What are the defining characteristics of this latest revolution? What are the unique opportunities it creates that will have the greatest potential? How to take full advantage of those opportunities? Just about everything business leaders need to know — and understand — is explained in this brilliant book.

For example, in Part One: The Revolution Is Here (Chapters 1-6), D’Aveni

o Suggests the nature and extent of “things to come”
o Explains how expanded scope makes (almost) “anything, anywhere”
o Also explains how boundless scale makes more, “faster and cheaper”
o Explains the power of industrial platforms within the emerging digital business ecosystems
o Examines how coding the future helps to build “the world’s first industrial platforms”
o Explains how the emergence  of the pan-industrials illustrates “the triumph of bigness”

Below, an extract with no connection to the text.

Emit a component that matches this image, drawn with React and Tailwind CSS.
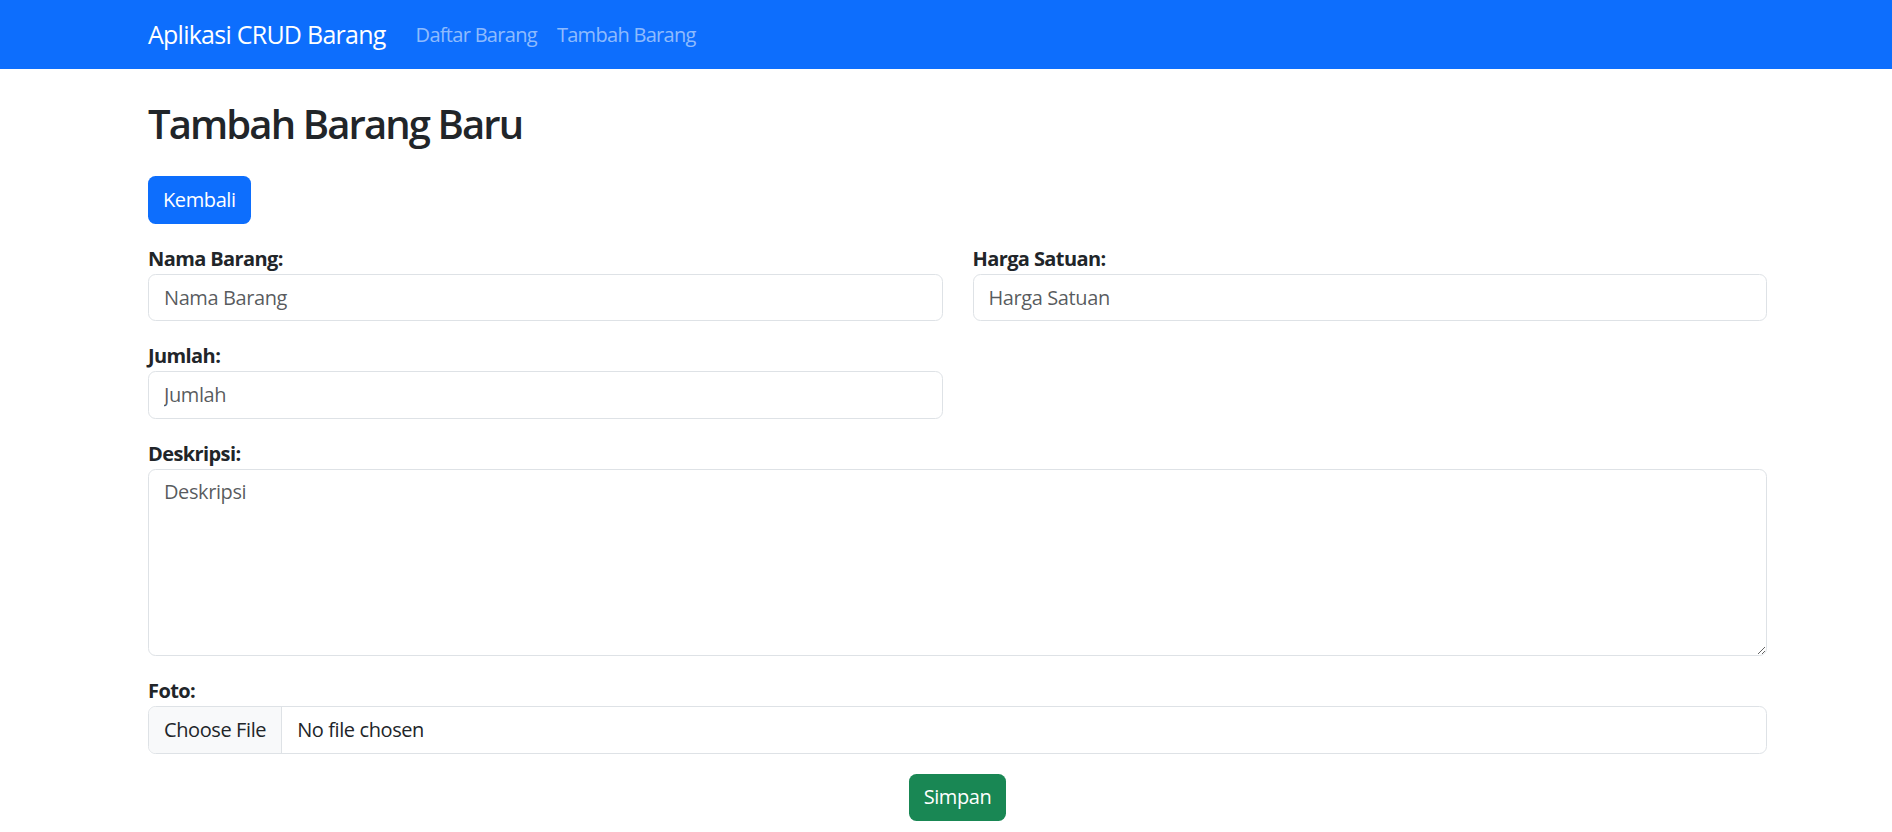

D’Aveni notes that additive manufacturing (AM) is a relatively new term but the methodology is not. Of special interest to me is which new applications of AM will be developed by companies such as Cargill, GE, Jabil, Lockheed Martin, Siemens, and United Technologies.  Breakthrough results can only be achieved by breakthrough thinking about how AM can establish and then sustain a competitive edge in terms of speed-and-flexibility, innovation, “deep-pockets,” and reputation.  (Please see Pages 115-128.)

I agree with Richard D’Aveni: “The future that our children and grandchildren will inherit is being created now — by corporate moguls, entrepreneurs, research scientists, engineers, software developers, and other visionaries who are exploring  the amazing capabilities of the new technologies and imagining new ways to use them.”

I think this is a must read for leaders in all organizations, whatever their size and nature may be. Meanwhile, they would be well-advised to consider this observation by Alvin Toffler in his classic work, Future Shock (1984): “The illiterate of the 21st century will not be those who cannot read and write, but those who cannot learn, unlearn, and relearn.”